Your task >> Take the material below and retype it in full; pictures are left out.

------------------------------

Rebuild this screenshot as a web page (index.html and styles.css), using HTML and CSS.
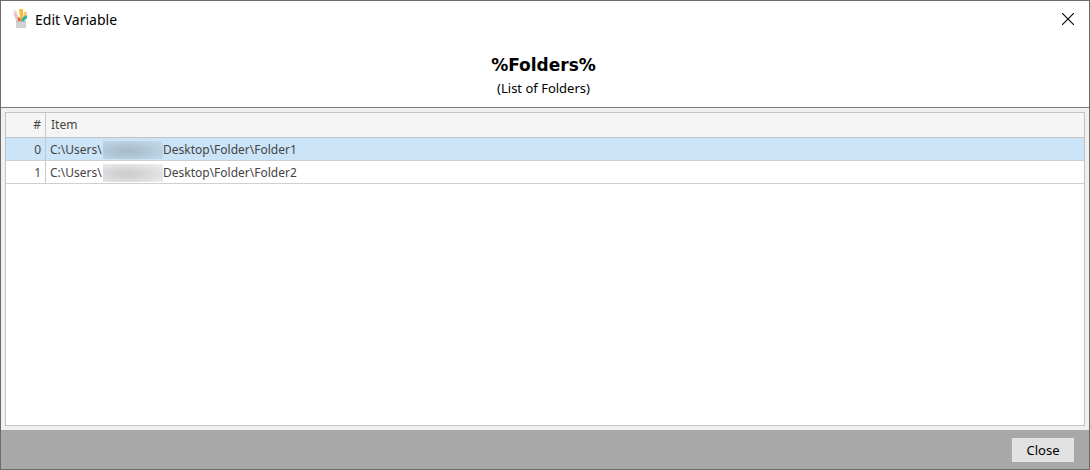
FILE: index.html
```html
<!DOCTYPE html>
<html lang="en">
<head>
<meta charset="utf-8">
<title>Edit Variable</title>
<link rel="stylesheet" href="styles.css">
</head>
<body>
<div class="dialog">
  <header class="titlebar">
    <svg class="app-icon" width="16" height="20" viewBox="0 0 16 20" aria-hidden="true">
      <path d="M0 2l3-1 4 11H3z" fill="#e2e2e2"/>
      <path d="M1 5l2-1 3 7-2 1z" fill="#f3b5a8"/>
      <path d="M6 0h4v5l-1 7H6l1-5z" fill="#f9bb35"/>
      <path d="M11 3h3l-1 4-3 2z" fill="#f6c765"/>
      <path d="M8 11l2-3 4-2v3l-4 4z" fill="#35b395"/>
      <path d="M5 8l2 1 1 4H5z" fill="#e96045"/>
      <path d="M3 12h10v7H3z" fill="#d2d2d2"/>
      <path d="M3 12h10v1H3z" fill="#b4b4b4"/>
    </svg>
    <span class="title">Edit Variable</span>
    <button class="close-x" type="button" aria-label="Close window">
      <svg width="12" height="12" viewBox="0 0 12 12" aria-hidden="true"><path d="M0 0l12 12M12 0L0 12" stroke="#000" stroke-width="1.1"/></svg>
    </button>
  </header>
  <section class="heading">
    <h1>%Folders%</h1>
    <p>(List of Folders)</p>
  </section>
  <main class="panel">
    <div class="grid">
      <table>
        <thead><tr><th class="num" scope="col">#</th><th scope="col">Item</th></tr></thead>
        <tbody>
          <tr class="selected"><td class="num">0</td><td><div class="path"><span class="prefix">C:\Users\</span><span class="redacted"></span><span>Desktop\Folder\Folder1</span></div></td></tr>
          <tr><td class="num">1</td><td><div class="path"><span class="prefix">C:\Users\</span><span class="redacted"></span><span>Desktop\Folder\Folder2</span></div></td></tr>
        </tbody>
      </table>
    </div>
  </main>
  <footer class="footer"><button class="close" type="button">Close</button></footer>
</div>
</body>
</html>
```
FILE: styles.css
```css
* { box-sizing: border-box; }
body {
  margin: 0;
  color: #000;
  font-family: "Noto Sans", "Open Sans", sans-serif;
}
.dialog {
  display: flex;
  flex-direction: column;
  min-height: 100vh;
  border: 1px solid #6b6b6e;
  background: #fff;
}
.titlebar {
  display: flex;
  align-items: center;
  height: 36px;
  padding: 0 15px 0 12px;
}
.app-icon { margin-right: 6px; }
.title {
  flex: 1;
  font-size: 14px;
}
.close-x {
  display: flex;
  padding: 0;
  border: 0;
  background: none;
}
.heading {
  height: 71px;
  padding: 16px 3px 0 0;
  border-bottom: 1px solid #7b7b7b;
  text-align: center;
}
.heading h1 {
  margin: 0;
  font-family: "DejaVu Sans", sans-serif;
  font-size: 17px;
  line-height: 24px;
}
.heading p {
  margin: 0;
  font-size: 13px;
  line-height: 22px;
}
.panel {
  display: flex;
  flex: 1;
  padding: 4px;
  background: #f0f0f0;
}
.grid {
  flex: 1;
  border: 1px solid #c3c3c3;
  background: #fff;
}
table {
  width: 100%;
  table-layout: fixed;
  border-collapse: separate;
  border-spacing: 0;
  color: #444;
  font-size: 12px;
  line-height: 20px;
}
th, td {
  height: 23px;
  padding: 2px 4px 0;
  border-bottom: 1px solid #d0d0d0;
  font-weight: 400;
  text-align: left;
}
th {
  height: 25px;
  padding: 0 5px;
  border-color: #c3c3c3;
  background: #f5f5f5;
}
.num {
  width: 40px;
  padding-right: 4px;
  border-right: 1px solid #c8c8c8;
  text-align: right;
}
.selected { background: #cce4f7; }
.path { display: flex; align-items: center; }
.prefix { width: 53px; white-space: nowrap; }
.redacted {
  width: 60px;
  height: 18px;
  background: radial-gradient(ellipse at 40% 55%, #cbcbcb, #d8d8d8 40%, #f1f1f1);
}
.selected .redacted {
  background: radial-gradient(ellipse at 40% 55%, #a6bac9, #b1c7d7 40%, #c5dded);
}
.footer {
  display: flex;
  align-items: center;
  justify-content: flex-end;
  height: 39px;
  padding: 0 15px;
  background: #a8a8a8;
}
.close {
  width: 62px;
  height: 24px;
  padding: 0;
  border: 1px solid #e6e6e6;
  background: #e1e1e1;
  color: #000;
  font: 13px/20px "Noto Sans", sans-serif;
}
```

------------------------------

Completed task >>
Rebuild this screenshot as a web page (index.html and styles.css), using HTML and CSS.
FILE: index.html
```html
<!DOCTYPE html>
<html lang="en">
<head>
<meta charset="utf-8">
<title>Edit Variable</title>
<link rel="stylesheet" href="styles.css">
</head>
<body>
<div class="dialog">
  <header class="titlebar">
    <svg class="app-icon" width="16" height="20" viewBox="0 0 16 20" aria-hidden="true">
      <path d="M0 2l3-1 4 11H3z" fill="#e2e2e2"/>
      <path d="M1 5l2-1 3 7-2 1z" fill="#f3b5a8"/>
      <path d="M6 0h4v5l-1 7H6l1-5z" fill="#f9bb35"/>
      <path d="M11 3h3l-1 4-3 2z" fill="#f6c765"/>
      <path d="M8 11l2-3 4-2v3l-4 4z" fill="#35b395"/>
      <path d="M5 8l2 1 1 4H5z" fill="#e96045"/>
      <path d="M3 12h10v7H3z" fill="#d2d2d2"/>
      <path d="M3 12h10v1H3z" fill="#b4b4b4"/>
    </svg>
    <span class="title">Edit Variable</span>
    <button class="close-x" type="button" aria-label="Close window">
      <svg width="12" height="12" viewBox="0 0 12 12" aria-hidden="true"><path d="M0 0l12 12M12 0L0 12" stroke="#000" stroke-width="1.1"/></svg>
    </button>
  </header>
  <section class="heading">
    <h1>%Folders%</h1>
    <p>(List of Folders)</p>
  </section>
  <main class="panel">
    <div class="grid">
      <table>
        <thead><tr><th class="num" scope="col">#</th><th scope="col">Item</th></tr></thead>
        <tbody>
          <tr class="selected"><td class="num">0</td><td><div class="path"><span class="prefix">C:\Users\</span><span class="redacted"></span><span>Desktop\Folder\Folder1</span></div></td></tr>
          <tr><td class="num">1</td><td><div class="path"><span class="prefix">C:\Users\</span><span class="redacted"></span><span>Desktop\Folder\Folder2</span></div></td></tr>
        </tbody>
      </table>
    </div>
  </main>
  <footer class="footer"><button class="close" type="button">Close</button></footer>
</div>
</body>
</html>
```
FILE: styles.css
```css
* { box-sizing: border-box; }
body {
  margin: 0;
  color: #000;
  font-family: "Noto Sans", "Open Sans", sans-serif;
}
.dialog {
  display: flex;
  flex-direction: column;
  min-height: 100vh;
  border: 1px solid #6b6b6e;
  background: #fff;
}
.titlebar {
  display: flex;
  align-items: center;
  height: 36px;
  padding: 0 15px 0 12px;
}
.app-icon { margin-right: 6px; }
.title {
  flex: 1;
  font-size: 14px;
}
.close-x {
  display: flex;
  padding: 0;
  border: 0;
  background: none;
}
.heading {
  height: 71px;
  padding: 16px 3px 0 0;
  border-bottom: 1px solid #7b7b7b;
  text-align: center;
}
.heading h1 {
  margin: 0;
  font-family: "DejaVu Sans", sans-serif;
  font-size: 17px;
  line-height: 24px;
}
.heading p {
  margin: 0;
  font-size: 13px;
  line-height: 22px;
}
.panel {
  display: flex;
  flex: 1;
  padding: 4px;
  background: #f0f0f0;
}
.grid {
  flex: 1;
  border: 1px solid #c3c3c3;
  background: #fff;
}
table {
  width: 100%;
  table-layout: fixed;
  border-collapse: separate;
  border-spacing: 0;
  color: #444;
  font-size: 12px;
  line-height: 20px;
}
th, td {
  height: 23px;
  padding: 2px 4px 0;
  border-bottom: 1px solid #d0d0d0;
  font-weight: 400;
  text-align: left;
}
th {
  height: 25px;
  padding: 0 5px;
  border-color: #c3c3c3;
  background: #f5f5f5;
}
.num {
  width: 40px;
  padding-right: 4px;
  border-right: 1px solid #c8c8c8;
  text-align: right;
}
.selected { background: #cce4f7; }
.path { display: flex; align-items: center; }
.prefix { width: 53px; white-space: nowrap; }
.redacted {
  width: 60px;
  height: 18px;
  background: radial-gradient(ellipse at 40% 55%, #cbcbcb, #d8d8d8 40%, #f1f1f1);
}
.selected .redacted {
  background: radial-gradient(ellipse at 40% 55%, #a6bac9, #b1c7d7 40%, #c5dded);
}
.footer {
  display: flex;
  align-items: center;
  justify-content: flex-end;
  height: 39px;
  padding: 0 15px;
  background: #a8a8a8;
}
.close {
  width: 62px;
  height: 24px;
  padding: 0;
  border: 1px solid #e6e6e6;
  background: #e1e1e1;
  color: #000;
  font: 13px/20px "Noto Sans", sans-serif;
}
```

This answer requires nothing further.